# Exercise requirements
From the listing below, extract every line containing "components".

───── Source data ─────

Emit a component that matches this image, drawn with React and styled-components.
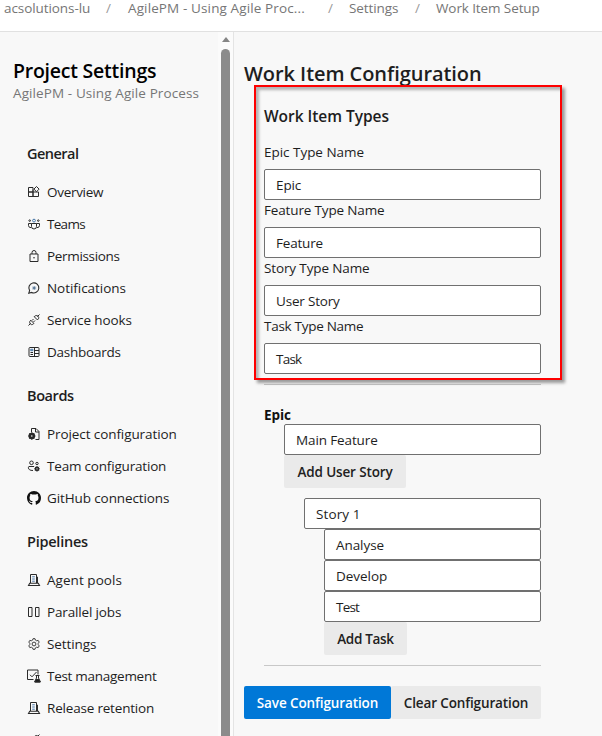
import React from 'react';
import styled, { createGlobalStyle, css } from 'styled-components';

const GlobalStyle = createGlobalStyle`
  * { box-sizing: border-box; }
  html, body { margin: 0; padding: 0; height: 100%; overflow: hidden; }
  body {
    background: #f8f8f8;
    color: #1e1e1e;
    font-family: "Open Sans", "Noto Sans", sans-serif;
    font-size: 13.5px;
    line-height: 20px;
  }
`;

const Page = styled.div`
  display: flex;
  flex-direction: column;
  height: 736px;
  width: 602px;
  overflow: hidden;
`;

const Text = styled.span`
  letter-spacing: ${(p) => p.$track || 0}px;
  white-space: pre;
`;

/* ---- breadcrumb ---- */
const Breadcrumb = styled.nav`
  display: flex;
  flex: none;
  height: 32px;
  padding: 0 0 0 4px;
  background: #fff;
  border-bottom: 1px solid #e1e1e1;
  color: #767676;
  line-height: 16px;
`;
const Crumb = styled(Text)`
  flex: none;
  width: ${(p) => p.$width}px;
`;
const Slash = styled.span`
  flex: none;
  width: ${(p) => p.$width}px;
  color: #9a9a9a;
`;

const Body = styled.div`
  display: flex;
  flex: 1;
  min-height: 0;
`;

/* ---- sidebar ---- */
const Sidebar = styled.aside`
  display: flex;
  flex: none;
  width: 234px;
  border-right: 1px solid #e4e4e4;
`;
const SideContent = styled.div`
  flex: 1;
  min-width: 0;
  overflow: hidden;
  padding: 27px 0 0 13px;
`;
const SideTitle = styled.h2`
  margin: 0;
  font-size: 19.5px;
  font-weight: 600;
  line-height: 24px;
  color: #000;
`;
const SideSubtitle = styled.div`
  color: #767676;
  line-height: 20px;
`;
const Nav = styled.div`
  padding-top: 23px;
`;
const GroupTitle = styled.h3`
  margin: 12px 0 6px;
  padding-left: 14px;
  font-size: 14.5px;
  font-weight: 600;
  line-height: 32px;
`;
const NavItem = styled.div`
  display: flex;
  align-items: center;
  height: 32px;
  padding-left: 14px;
  gap: 6px;
`;
const IconBox = styled.svg`
  flex: none;
  width: 14px;
  height: 14px;
  overflow: visible;
  fill: none;
  stroke: #2b2b2b;
  stroke-width: 1;
`;
const Scrollbar = styled.div`
  display: flex;
  flex-direction: column;
  align-items: center;
  flex: none;
  width: 15px;
  background: #fbfbfb;
`;
const ArrowUp = styled.div`
  width: 0;
  height: 0;
  margin: 5px 0 7px;
  border: 4.5px solid transparent;
  border-top: 0;
  border-bottom: 5px solid #858585;
`;
const Thumb = styled.div`
  flex: 1;
  width: 9px;
  border-radius: 5px 5px 0 0;
  background: #8b8b8b;
`;

/* ---- main ---- */
const Main = styled.main`
  flex: 1;
  padding: 28px 0 0 10px;
`;
const PageTitle = styled.h1`
  margin: 0;
  font-size: 20px;
  font-weight: 600;
  line-height: 28px;
`;
const Form = styled.div`
  width: 297px;
  padding-left: 20px;
`;
const Types = styled.section`
  position: relative;
  padding-top: 18px;
`;
const Highlight = styled.div`
  position: absolute;
  left: -10px;
  top: -3px;
  width: 308px;
  height: 295px;
  border: 2px solid #fe0000;
  box-shadow: 3px 3px 3px rgba(0, 0, 0, 0.38), inset 3px 3px 3px rgba(0, 0, 0, 0.28);
  pointer-events: none;
`;
const SectionTitle = styled.h2`
  margin: 0 0 16px;
  font-size: 15.5px;
  font-weight: 600;
  line-height: 20px;
`;
const Label = styled.div`
  height: 27px;
  line-height: 21px;
`;
const Input = styled.div`
  height: 31px;
  padding-left: 11px;
  border: 1px solid #707070;
  border-radius: 2px;
  background: #fff;
  line-height: 30px;
`;
const Rule = styled.hr`
  height: 1px;
  margin: 10px 0 0;
  border: 0;
  background: #c8c8c8;
`;
const EpicName = styled.div`
  height: 39px;
  padding-top: 20px;
  font-weight: 700;
  color: #111;
`;
const Indent = styled.div`
  margin-top: ${(p) => p.$gap || 0}px;
  padding-left: 20px;
`;
const Button = styled.button`
  display: block;
  width: ${(p) => p.$width}px;
  height: 33px;
  margin: 0;
  padding: 2px 0 0;
  border: 0;
  border-radius: 2px;
  background: #eaeaea;
  color: #212121;
  font: 600 13.5px/31px "Open Sans", "Noto Sans", sans-serif;
  text-align: center;
  ${(p) =>
    p.$primary &&
    css`
      background: #0078d7;
      color: #fff;
    `}
`;
const Actions = styled.div`
  display: flex;
  margin-top: 20px;
`;

const server = (
  <>
    <path d="M3.500 10V1.500h6V10M9.500 4h1v6" />
    <path d="M5.200 3.800h2.600M5.200 6h2.600M5.200 8.200h2.600" stroke="#4777a8" />
    <path d="M1.500 12.500l1.200-2.300h8.600l1.200 2.300z" strokeWidth="1.100" />
  </>
);
const gearTeeth =
  'M6 1.700L8 1.700 8.400 3.100 9.700 3.800 11.200 3.400 12.200 5.100 11.200 6.300V7.700L12.200 8.900 11.200 10.600 9.700 10.200 8.400 10.900 8 12.300H6L5.600 10.900 4.300 10.200 2.800 10.600 1.800 8.900 2.800 7.700V6.300L1.800 5.100 2.800 3.400 4.300 3.800 5.600 3.100z';

const icons = {
  overview: (
    <path d="M1.500 2.500h4.500v4.500h-4.500zM1.500 7h4.500v4.500h-4.500zM6 7h5.500v4.500H6zM6 4.500V7M9.500 1.500l2.600 2.600-2.600 2.600-2.600-2.600z" />
  ),
  teams: (
    <>
      <path d="M4.500 6.500h5v3a2.500 2.500 0 0 1-5 0zM4.500 6.500H1.500v2q0 2.200 2.700 2.200M9.500 6.500h3v2q0 2.200-2.700 2.200" />
      <circle cx="7" cy="3.600" r="1.400" stroke="#4777a8" />
      <circle cx="2.700" cy="3.600" r=".8" />
      <circle cx="11.300" cy="3.600" r=".8" />
    </>
  ),
  lock: (
    <>
      <path d="M3 5h8v7.500H3zM5 5V3.500a2 2 0 0 1 4 0V5" />
      <circle cx="7" cy="8.800" r=".8" fill="#2b2b2b" stroke="none" />
    </>
  ),
  bell: (
    <>
      <path d="M1.800 12.200l.8-2.600a5 5 0 1 1 2 1.800z" strokeWidth="1.100" />
      <path d="M7.200 5v4M5.200 7h4M5.900 5.700l2.600 2.600M8.500 5.700L5.900 8.300" strokeWidth=".8" stroke="#4d6f93" />
    </>
  ),
  plug: (
    <path d="M1.500 12.500l2-2M10.500 3.500l2-2M3.700 7.200l3.200 3.200-1.200 1q-1.300.7-2.400-.5-1-1.200-.5-2.400zM7.200 3.700l3.200 3.200 1.100-1.200q.7-1.300-.5-2.500-1.200-1-2.500-.5zM5 7.500l1.500-1.500M6.500 9L8 7.500" />
  ),
  dashboard: (
    <>
      <rect x="2" y="2.500" width="10" height="9" rx="1" />
      <path d="M7.500 2.500v9M7.500 5.500H12M7.500 8.500H12M3.500 7.500h2.500M3.500 9.500h2.500" />
      <path d="M3.700 4.300h2.200v1.400H3.700z" stroke="#4777a8" />
    </>
  ),
  project: (
    <>
      <path d="M4.500 5V1.500H9l3 3v8H8.500M8.500 1.500V5H12" />
      <circle cx="4.800" cy="9" r="2.300" strokeWidth="2" />
      <path d="M4.800 5.300v7.400M1.100 9h7.400M2.300 6.500l5 5M7.300 6.500l-5 5" strokeWidth="1.200" />
      <circle cx="4.800" cy="9" r=".8" fill="#f8f8f8" stroke="none" />
    </>
  ),
  team: (
    <>
      <circle cx="4.500" cy="3.800" r="1.800" />
      <circle cx="10" cy="4.500" r="1.200" />
      <path d="M7 7.500H2q-.6 0-.6 1.200Q1.500 11.500 6 11.500" />
      <circle cx="10" cy="9.800" r="1.600" strokeWidth="1.500" />
      <path d="M10 7v5.600M7.200 9.800h5.600M8 7.800l4 4M12 7.800l-4 4" strokeWidth=".9" />
      <circle cx="10" cy="9.800" r=".6" fill="#f8f8f8" stroke="none" />
    </>
  ),
  github: (
    <path
      transform="scale(.875)"
      fill="#111"
      stroke="none"
      d="M8 0C3.580 0 0 3.580 0 8c0 3.540 2.290 6.530 5.470 7.590.4.070.55-.17.55-.38 0-.19-.01-.82-.01-1.490-2.010.37-2.530-.49-2.690-.94-.09-.23-.48-.94-.82-1.130-.28-.15-.68-.52-.01-.53.63-.01 1.080.58 1.230.82.72 1.210 1.870.87 2.330.66.070-.52.28-.87.51-1.070-1.780-.2-3.640-.89-3.640-3.950 0-.87.31-1.590.82-2.150-.08-.2-.36-1.020.08-2.120 0 0 .67-.21 2.200.82.64-.18 1.320-.27 2-.27s1.360.09 2 .27c1.530-1.040 2.200-.82 2.200-.82.44 1.100.16 1.920.08 2.120.51.56.82 1.270.82 2.150 0 3.070-1.870 3.750-3.650 3.950.29.25.54.73.54 1.480 0 1.070-.01 1.930-.01 2.200 0 .21.15.46.55.38A8.010 8.010 0 0 0 16 8c0-4.420-3.580-8-8-8z"
    />
  ),
  server,
  parallel: <path d="M1.500 2.500h3.500v9h-3.500zM8.500 2.500h3.500v9h-3.500z" />,
  gear: (
    <>
      <path d={gearTeeth} strokeWidth=".9" />
      <circle cx="7" cy="7" r="1.900" strokeWidth=".9" />
    </>
  ),
  test: (
    <>
      <path d="M6.500 10.500H.5V1h10.500v4.500M3 5.800l2 2L9.500 3" />
      <path d="M8.500 6.500h4M9.500 6.500v2.500l-2 4h6l-2-4V6.500" />
      <path d="M9 10.500h3l1 2.500H8z" fill="#1e1e1e" />
    </>
  ),
};

const groups = [
  {
    title: 'General', track: -0.52,
    items: [
      ['Overview', 'overview', -0.3],
      ['Teams', 'teams', -0.7],
      ['Permissions', 'lock', -0.33],
      ['Notifications', 'bell', -0.05],
      ['Service hooks', 'plug', -0.12],
      ['Dashboards', 'dashboard', -0.24],
    ],
  },
  {
    title: 'Boards', track: -0.42,
    items: [
      ['Project configuration', 'project', -0.09],
      ['Team configuration', 'team', -0.19],
      ['GitHub connections', 'github', -0.11],
    ],
  },
  {
    title: 'Pipelines', track: -0.25,
    items: [
      ['Agent pools', 'server', 0.05],
      ['Parallel jobs', 'parallel', -0.15],
      ['Settings', 'gear', -0.09],
      ['Test management', 'test', -0.28],
      ['Release retention', 'server', -0.19],
      ['Service connections', 'plug', -0.15],
    ],
  },
];

const typeFields = [
  ['Epic Type Name', -0.03, 'Epic', -0.1],
  ['Feature Type Name', -0.15, 'Feature', -0.19],
  ['Story Type Name', -0.13, 'User Story', -0.19],
  ['Task Type Name', -0.28, 'Task', -0.75],
];

const tasks = [
  ['Analyse', -0.07],
  ['Develop', -0.04],
  ['Test', -0.78],
];

export default function App() {
  return (
    <Page>
      <GlobalStyle />
      <Breadcrumb>
        <Crumb $width={102} $track={-0.08}>acsolutions-lu</Crumb>
        <Slash $width={22}>/</Slash>
        <Crumb $width={200} $track={0.12}>AgilePM - Using Agile Proc...</Crumb>
        <Slash $width={21}>/</Slash>
        <Crumb $width={66} $track={-0.09}>Settings</Crumb>
        <Slash $width={21}>/</Slash>
        <Crumb $width={110} $track={-0.1}>Work Item Setup</Crumb>
      </Breadcrumb>
      <Body>
        <Sidebar>
          <SideContent>
            <SideTitle><Text $track={-0.23}>Project Settings</Text></SideTitle>
            <SideSubtitle><Text $track={0.1}>AgilePM - Using Agile Process</Text></SideSubtitle>
            <Nav>
              {groups.map((g) => (
                <React.Fragment key={g.title}>
                  <GroupTitle><Text $track={g.track}>{g.title}</Text></GroupTitle>
                  {g.items.map(([name, icon, track]) => (
                    <NavItem key={name}>
                      <IconBox viewBox="0 0 14 14">{icons[icon]}</IconBox>
                      <Text $track={track}>{name}</Text>
                    </NavItem>
                  ))}
                </React.Fragment>
              ))}
            </Nav>
          </SideContent>
          <Scrollbar>
            <ArrowUp />
            <Thumb />
          </Scrollbar>
        </Sidebar>
        <Main>
          <PageTitle><Text $track={-0.06}>Work Item Configuration</Text></PageTitle>
          <Form>
            <Types>
              <SectionTitle><Text $track={-0.04}>Work Item Types</Text></SectionTitle>
              {typeFields.map(([label, lt, value, vt]) => (
                <React.Fragment key={label}>
                  <Label><Text $track={lt}>{label}</Text></Label>
                  <Input><Text $track={vt}>{value}</Text></Input>
                </React.Fragment>
              ))}
              <Highlight />
            </Types>
            <Rule />
            <EpicName><Text $track={-0.07}>Epic</Text></EpicName>
            <Indent>
              <Input><Text $track={-0.12}>Main Feature</Text></Input>
              <Button $width={122}><Text $track={-0.14}>Add User Story</Text></Button>
              <Indent $gap={10}>
                <Input><Text $track={0.1}>Story 1</Text></Input>
                <Indent>
                  {tasks.map(([name, track]) => (
                    <Input key={name}><Text $track={track}>{name}</Text></Input>
                  ))}
                  <Button $width={83}><Text $track={-0.32}>Add Task</Text></Button>
                </Indent>
              </Indent>
            </Indent>
            <Rule />
          </Form>
          <Actions>
            <Button $primary $width={147}><Text $track={-0.11}>Save Configuration</Text></Button>
            <Button $width={150}><Text $track={-0.13}>Clear Configuration</Text></Button>
          </Actions>
        </Main>
      </Body>
    </Page>
  );
}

─────

# Final result
Emit a component that matches this image, drawn with React and styled-components.
import styled, { createGlobalStyle, css } from 'styled-components';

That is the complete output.